Auprès de cette famille tunisoise, Francis est resté "trois mois". Le temps pour lui de valider son aller-simple pour la galère.
Le prix de la liberté
"Au début, tout se passait bien", précise le jeune homme à la mine concentrée. "J'étais le chauffeur. Je partais à la banque, à l'école chercher les enfants. Je faisais toutes les courses", assure-t-il.
Ses "patrons" comme il les appelle encore aujourd'hui lui versaient un salaire de 400 dinars/mois. Mais dans les faits, il n'avait que 50 dinars en poche et ses économies. Les 350 restants étaient prélevés par ses "employeurs" à titre de remboursement du prix du billet d'avion (1650 dinars),. Le prix de la liberté, en somme.
Cette liberté, l'ancien petit commerçant la perd définitivement quand lors du troisième mois, sa "patronne" arrête de lui verser son salaire.
"Je suis resté des journées sans manger, mais je continuais à faire les courses qu'elle me demandait", explique t-il d'un ton sérieux. C'est par peur d'être expulsé dans le studio où il vivait et de se retrouver dans la rue, qu'il a continué à travailler dans ces conditions.
Selon lui, ce changement de comportement correspondrait à la fin de sa période de régularité. En effet, selon des accords entre la Tunisie et la Côte d'Ivoire, les ressortissants ivoiriens ont trois mois pour entreprendre des démarches administratives ou rentrer chez eux. "Peut-être qu'elle ne voulait pas faire les démarches de la carte de séjour", lance-t-il en guise d'explication.
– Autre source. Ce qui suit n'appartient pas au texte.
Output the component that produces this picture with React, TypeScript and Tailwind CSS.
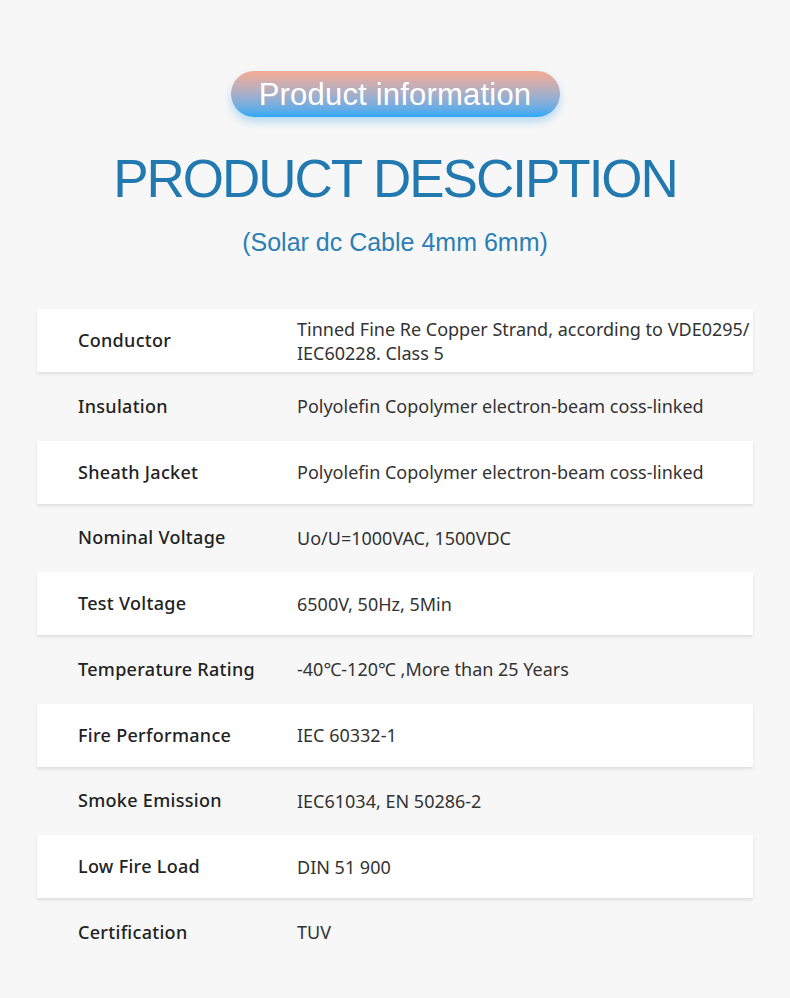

Absence de dialogue, éclats de voix, menaces d'expulsion, Francis n'aura jamais été en mesure d'échanger convenablement avec sa patronne, sa principale interlocutrice.
"Parfois, son mari me donnait de l'argent sans qu'elle le sache", dit-il, particulièrement reconnaissant.
Le dialogue se rompt définitivement quand il finit par les quitter, grâce à l'aide d'amis. Sans son passeport qu'ils détiennent toujours parce qu'il n'a pas fini de rembourser le billet d'avion, il se "cherche", se débrouille.
"L'envie de rentrer s'est envolée"
En situation irrégulière depuis plusieurs mois, ce travailleur de l'ombre "aurait préféré se livrer à la police plutôt que de continuer à travailler" avec cette famille. Mais il ne peut le faire, sa situation entrave d'éventuels recours administratifs.
"Il est en situation irrégulière mais il a des droits", lâche un quinquagénaire qui s'est glissé dans la conversation. "Le plus simple serait de chercher une solution à l'amiable avec eux", propose-t-il.
Ce à quoi Francis répond: "Les srouaka ne vont pas accepter".
Mot en vogue au sein de la communauté originaire d'Afrique subsaharienne en Tunisie, le terme srouaka désigne les étrangers.
Même s'il a eu "très peur au moment de l'attentat du Bardo", Francis n'a pas envie de quitter le "pays des srouaka".
"L'envie de rentrer s'est envolée. Je prie le Seigneur pour qu'il m'aide". Malgré cette mésaventure, il n'a pas abandonné son rêve: partir "derrière l'eau", de l'autre côté de la Méditerranée, là où l'espoir serait permis.